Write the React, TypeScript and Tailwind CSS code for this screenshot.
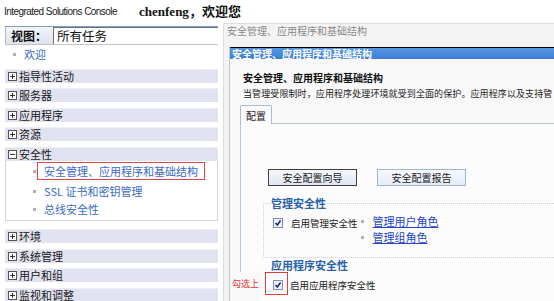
import React from 'react';

const cjk = "font-['Noto_Sans_CJK_SC',sans-serif]";

const BoxIcon: React.FC<{ open?: boolean }> = ({ open }) => (
  <svg width="9" height="9" viewBox="0 0 9 9" className="shrink-0">
    <rect x="0.5" y="0.5" width="8" height="8" fill="#fff" stroke="#555" />
    <path d="M2 4.5h5" stroke="#333" />
    {!open && <path d="M4.5 2v5" stroke="#333" />}
  </svg>
);

const Check: React.FC = () => (
  <svg width="10" height="10" viewBox="0 0 10 10" className="shrink-0">
    <rect x="0.5" y="0.5" width="9" height="9" fill="#eef1f7" stroke="#7f8fae" />
    <path d="M2.5 5 L4.3 7 L7.6 2.6" fill="none" stroke="#1b2a7a" strokeWidth="1.6" />
  </svg>
);

const Bullet: React.FC<{ className?: string }> = ({ className = '' }) => (
  <span className={`inline-block w-[3px] h-[3px] bg-[#b0b0b0] shrink-0 ${className}`} />
);

const Group: React.FC<{ label: string; open?: boolean }> = ({ label, open }) => (
  <div className="flex items-center h-[14px] bg-[#e0e2f0] border-t border-[#eceef8] pl-[3px] gap-[2px] text-[11px] leading-none text-[#1a1a1a]">
    <BoxIcon open={open} />
    <span>{label}</span>
  </div>
);

const SubItem: React.FC<{ label: string; active?: boolean }> = ({ label, active }) => (
  <div className="flex items-center h-[18px]">
    <Bullet className="ml-[27px]" />
    <span
      className={`ml-[1px] h-[18px] flex items-center border px-[6px] text-[11px] leading-none text-[#3a6bc6] ${
        active ? 'border-[#e04545]' : 'border-transparent'
      }`}
    >
      {label}
    </span>
  </div>
);

export default function App() {
  return (
    <div className={`w-[554px] h-[301px] overflow-hidden bg-white flex flex-col ${cjk}`}>
      {/* header */}
      <div className="h-[23px] flex items-center shrink-0">
        <span className="ml-[4px] font-['Liberation_Sans',sans-serif] text-[10px] tracking-[-0.55px] text-[#222]">
          Integrated Solutions Console
        </span>
        <span className="ml-[22px] text-[13px] font-bold text-[#111]">
          <span className="font-['Liberation_Serif',serif]">chenfeng</span>，欢迎您
        </span>
      </div>

      <div className="flex flex-1 min-h-0">
        {/* left navigation */}
        <div className="w-[218px] shrink-0 pl-[5px] pt-[3px]">
          <div className="flex h-[19px] border-t border-[#7f9fd3] border-b border-b-[#c4c4c4]">
            <div className="w-[48px] flex items-center pl-[5px] bg-gradient-to-b from-[#f3f5fa] to-[#dde3ef] border-l border-[#a9b8d6] text-[12px] font-bold text-[#111]">
              视图：
            </div>
            <div className="flex-1 flex items-center pl-[3px] bg-white border-t border-l border-[#707070] text-[12.5px] text-[#111]">
              所有任务
            </div>
          </div>
          <div className="flex items-center h-[16px] mt-[1px] pl-[8px]">
            <Bullet />
            <span className="ml-[8px] text-[11px] leading-none text-[#3a6bc6]">欢迎</span>
          </div>

          <div className="flex flex-col gap-[5.5px] mt-[6.5px]">
            <Group label="指导性活动" />
            <Group label="服务器" />
            <Group label="应用程序" />
            <Group label="资源" />
            <div>
              <Group label="安全性" open />
              <div className="border border-t-0 border-[#d6d6d6] pt-[1.5px] pb-[2px]">
                <SubItem label="安全管理、应用程序和基础结构" active />
                <div className="mt-[2px]">
                  <SubItem label="SSL 证书和密钥管理" />
                </div>
                <SubItem label="总线安全性" />
              </div>
            </div>
            <div className="mt-[2.5px] flex flex-col gap-[5.5px]">
              <Group label="环境" />
              <Group label="系统管理" />
              <Group label="用户和组" />
              <Group label="监视和调整" />
            </div>
          </div>
        </div>

        <div className="w-[5px] shrink-0" />

        {/* right content */}
        <div className="flex-1 min-w-0 flex flex-col border-l border-t border-[#dcdcdc] bg-[#f3f3f3] pl-[3px] overflow-hidden">
          <div className="pt-[1px] leading-[12px] text-[10px] text-[#8a8a8a] whitespace-nowrap">
            安全管理、应用程序和基础结构
          </div>

          <div className="mt-[10px] ml-[2px] flex-1 flex flex-col border-l border-[#c8c8c8]">
            <div className="h-[12px] border-t border-black bg-gradient-to-b from-[#5596e2] to-[#3c7ed3] pl-[2px] text-[10px] leading-[11px] font-bold text-white whitespace-nowrap">
              安全管理、应用程序和基础结构
            </div>

            <div className="flex-1 flex flex-col bg-[#f8f8f8] pl-[10px] pt-[13px]">
              <div className="ml-[3px] text-[10px] leading-[12px] font-bold text-[#111] whitespace-nowrap">
                安全管理、应用程序和基础结构
              </div>
              <div className="ml-[3px] mt-[4px] text-[9px] tracking-[0.1px] leading-[12px] text-[#222] whitespace-nowrap">
                当管理受限制时，应用程序处理环境就受到全面的保护。应用程序以及支持管
              </div>

              <div className="flex mt-[5px]">
                <div className="w-[32px] h-[19px] border border-b-0 border-[#a9bde0] rounded-t-[2px] bg-[#fbfbfb] pl-[5px] pt-[4px] text-[10px] leading-[12px] text-[#222]">
                  配置
                </div>
                <div className="flex-1 h-[19px] border-b border-[#b5c6e6]" />
              </div>

              <div className="flex-1 border-l border-[#b5c6e6] bg-[#fcfcfc] pl-[22px] pt-[45px]">
                <div className="flex gap-[20px] ml-[5px]">
                  <div className="w-[89px] h-[17px] border border-[#404040] bg-gradient-to-b from-[#f6f8fc] to-[#dfe6f3] text-center text-[10px] leading-[15px] text-[#222]">
                    安全配置向导
                  </div>
                  <div className="w-[89px] h-[17px] border border-[#9fb3d4] bg-gradient-to-b from-[#f6f8fc] to-[#e6ecf7] text-center text-[10px] leading-[15px] text-[#222]">
                    安全配置报告
                  </div>
                </div>

                <fieldset className="mt-[11px] border border-dotted border-r-0 border-[#cfcfcf] pl-[9px] pb-[12px]">
                  <legend className="-ml-[2px] text-[11px] leading-[12px] font-bold text-[#2a62a8]">管理安全性</legend>
                  <div className="flex items-start mt-[4px]">
                    <div className="mt-[5px]">
                      <Check />
                    </div>
                    <span className="ml-[8px] mt-[3px] text-[9.5px] leading-[14px] text-[#222]">启用管理安全性</span>
                    <div className="ml-[3px] flex flex-col">
                      <div className="flex items-center h-[16px]">
                        <Bullet />
                        <span className="ml-[9px] text-[11px] leading-none text-[#2844c8] underline">管理用户角色</span>
                      </div>
                      <div className="flex items-center h-[16px]">
                        <Bullet />
                        <span className="ml-[9px] text-[11px] leading-none text-[#2844c8] underline">管理组角色</span>
                      </div>
                    </div>
                  </div>
                </fieldset>

                <div className="ml-[8px] mt-[1px] text-[11px] leading-[12px] font-bold text-[#2a62a8]">应用程序安全性</div>
                <div className="relative flex items-center mt-[1px]">
                  <span className="absolute left-[-32px] top-0 h-[29px] pt-[6px] px-[1px] bg-[#f8f8f8] text-[9px] leading-[12px] text-[#e8322e]">
                    勾选上
                  </span>
                  <div className="ml-[2px] w-[23px] h-[23px] border border-[#e03a3a] pl-[7px] pt-[7px]">
                    <Check />
                  </div>
                  <span className="ml-[2px] mt-[3px] text-[9.5px] leading-[14px] text-[#222]">启用应用程序安全性</span>
                </div>
              </div>
            </div>
          </div>
        </div>
      </div>
    </div>
  );
}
◇ ◇ ◇ ◇
GOAL OF THE EXERCISE >> What is needed is an exact reproduction of the data, pictures excluded.

EXERCISE RESPONSE >>
Write the React, TypeScript and Tailwind CSS code for this screenshot.
import React from 'react';

const cjk = "font-['Noto_Sans_CJK_SC',sans-serif]";

const BoxIcon: React.FC<{ open?: boolean }> = ({ open }) => (
  <svg width="9" height="9" viewBox="0 0 9 9" className="shrink-0">
    <rect x="0.5" y="0.5" width="8" height="8" fill="#fff" stroke="#555" />
    <path d="M2 4.5h5" stroke="#333" />
    {!open && <path d="M4.5 2v5" stroke="#333" />}
  </svg>
);

const Check: React.FC = () => (
  <svg width="10" height="10" viewBox="0 0 10 10" className="shrink-0">
    <rect x="0.5" y="0.5" width="9" height="9" fill="#eef1f7" stroke="#7f8fae" />
    <path d="M2.5 5 L4.3 7 L7.6 2.6" fill="none" stroke="#1b2a7a" strokeWidth="1.6" />
  </svg>
);

const Bullet: React.FC<{ className?: string }> = ({ className = '' }) => (
  <span className={`inline-block w-[3px] h-[3px] bg-[#b0b0b0] shrink-0 ${className}`} />
);

const Group: React.FC<{ label: string; open?: boolean }> = ({ label, open }) => (
  <div className="flex items-center h-[14px] bg-[#e0e2f0] border-t border-[#eceef8] pl-[3px] gap-[2px] text-[11px] leading-none text-[#1a1a1a]">
    <BoxIcon open={open} />
    <span>{label}</span>
  </div>
);

const SubItem: React.FC<{ label: string; active?: boolean }> = ({ label, active }) => (
  <div className="flex items-center h-[18px]">
    <Bullet className="ml-[27px]" />
    <span
      className={`ml-[1px] h-[18px] flex items-center border px-[6px] text-[11px] leading-none text-[#3a6bc6] ${
        active ? 'border-[#e04545]' : 'border-transparent'
      }`}
    >
      {label}
    </span>
  </div>
);

export default function App() {
  return (
    <div className={`w-[554px] h-[301px] overflow-hidden bg-white flex flex-col ${cjk}`}>
      {/* header */}
      <div className="h-[23px] flex items-center shrink-0">
        <span className="ml-[4px] font-['Liberation_Sans',sans-serif] text-[10px] tracking-[-0.55px] text-[#222]">
          Integrated Solutions Console
        </span>
        <span className="ml-[22px] text-[13px] font-bold text-[#111]">
          <span className="font-['Liberation_Serif',serif]">chenfeng</span>，欢迎您
        </span>
      </div>

      <div className="flex flex-1 min-h-0">
        {/* left navigation */}
        <div className="w-[218px] shrink-0 pl-[5px] pt-[3px]">
          <div className="flex h-[19px] border-t border-[#7f9fd3] border-b border-b-[#c4c4c4]">
            <div className="w-[48px] flex items-center pl-[5px] bg-gradient-to-b from-[#f3f5fa] to-[#dde3ef] border-l border-[#a9b8d6] text-[12px] font-bold text-[#111]">
              视图：
            </div>
            <div className="flex-1 flex items-center pl-[3px] bg-white border-t border-l border-[#707070] text-[12.5px] text-[#111]">
              所有任务
            </div>
          </div>
          <div className="flex items-center h-[16px] mt-[1px] pl-[8px]">
            <Bullet />
            <span className="ml-[8px] text-[11px] leading-none text-[#3a6bc6]">欢迎</span>
          </div>

          <div className="flex flex-col gap-[5.5px] mt-[6.5px]">
            <Group label="指导性活动" />
            <Group label="服务器" />
            <Group label="应用程序" />
            <Group label="资源" />
            <div>
              <Group label="安全性" open />
              <div className="border border-t-0 border-[#d6d6d6] pt-[1.5px] pb-[2px]">
                <SubItem label="安全管理、应用程序和基础结构" active />
                <div className="mt-[2px]">
                  <SubItem label="SSL 证书和密钥管理" />
                </div>
                <SubItem label="总线安全性" />
              </div>
            </div>
            <div className="mt-[2.5px] flex flex-col gap-[5.5px]">
              <Group label="环境" />
              <Group label="系统管理" />
              <Group label="用户和组" />
              <Group label="监视和调整" />
            </div>
          </div>
        </div>

        <div className="w-[5px] shrink-0" />

        {/* right content */}
        <div className="flex-1 min-w-0 flex flex-col border-l border-t border-[#dcdcdc] bg-[#f3f3f3] pl-[3px] overflow-hidden">
          <div className="pt-[1px] leading-[12px] text-[10px] text-[#8a8a8a] whitespace-nowrap">
            安全管理、应用程序和基础结构
          </div>

          <div className="mt-[10px] ml-[2px] flex-1 flex flex-col border-l border-[#c8c8c8]">
            <div className="h-[12px] border-t border-black bg-gradient-to-b from-[#5596e2] to-[#3c7ed3] pl-[2px] text-[10px] leading-[11px] font-bold text-white whitespace-nowrap">
              安全管理、应用程序和基础结构
            </div>

            <div className="flex-1 flex flex-col bg-[#f8f8f8] pl-[10px] pt-[13px]">
              <div className="ml-[3px] text-[10px] leading-[12px] font-bold text-[#111] whitespace-nowrap">
                安全管理、应用程序和基础结构
              </div>
              <div className="ml-[3px] mt-[4px] text-[9px] tracking-[0.1px] leading-[12px] text-[#222] whitespace-nowrap">
                当管理受限制时，应用程序处理环境就受到全面的保护。应用程序以及支持管
              </div>

              <div className="flex mt-[5px]">
                <div className="w-[32px] h-[19px] border border-b-0 border-[#a9bde0] rounded-t-[2px] bg-[#fbfbfb] pl-[5px] pt-[4px] text-[10px] leading-[12px] text-[#222]">
                  配置
                </div>
                <div className="flex-1 h-[19px] border-b border-[#b5c6e6]" />
              </div>

              <div className="flex-1 border-l border-[#b5c6e6] bg-[#fcfcfc] pl-[22px] pt-[45px]">
                <div className="flex gap-[20px] ml-[5px]">
                  <div className="w-[89px] h-[17px] border border-[#404040] bg-gradient-to-b from-[#f6f8fc] to-[#dfe6f3] text-center text-[10px] leading-[15px] text-[#222]">
                    安全配置向导
                  </div>
                  <div className="w-[89px] h-[17px] border border-[#9fb3d4] bg-gradient-to-b from-[#f6f8fc] to-[#e6ecf7] text-center text-[10px] leading-[15px] text-[#222]">
                    安全配置报告
                  </div>
                </div>

                <fieldset className="mt-[11px] border border-dotted border-r-0 border-[#cfcfcf] pl-[9px] pb-[12px]">
                  <legend className="-ml-[2px] text-[11px] leading-[12px] font-bold text-[#2a62a8]">管理安全性</legend>
                  <div className="flex items-start mt-[4px]">
                    <div className="mt-[5px]">
                      <Check />
                    </div>
                    <span className="ml-[8px] mt-[3px] text-[9.5px] leading-[14px] text-[#222]">启用管理安全性</span>
                    <div className="ml-[3px] flex flex-col">
                      <div className="flex items-center h-[16px]">
                        <Bullet />
                        <span className="ml-[9px] text-[11px] leading-none text-[#2844c8] underline">管理用户角色</span>
                      </div>
                      <div className="flex items-center h-[16px]">
                        <Bullet />
                        <span className="ml-[9px] text-[11px] leading-none text-[#2844c8] underline">管理组角色</span>
                      </div>
                    </div>
                  </div>
                </fieldset>

                <div className="ml-[8px] mt-[1px] text-[11px] leading-[12px] font-bold text-[#2a62a8]">应用程序安全性</div>
                <div className="relative flex items-center mt-[1px]">
                  <span className="absolute left-[-32px] top-0 h-[29px] pt-[6px] px-[1px] bg-[#f8f8f8] text-[9px] leading-[12px] text-[#e8322e]">
                    勾选上
                  </span>
                  <div className="ml-[2px] w-[23px] h-[23px] border border-[#e03a3a] pl-[7px] pt-[7px]">
                    <Check />
                  </div>
                  <span className="ml-[2px] mt-[3px] text-[9.5px] leading-[14px] text-[#222]">启用应用程序安全性</span>
                </div>
              </div>
            </div>
          </div>
        </div>
      </div>
    </div>
  );
}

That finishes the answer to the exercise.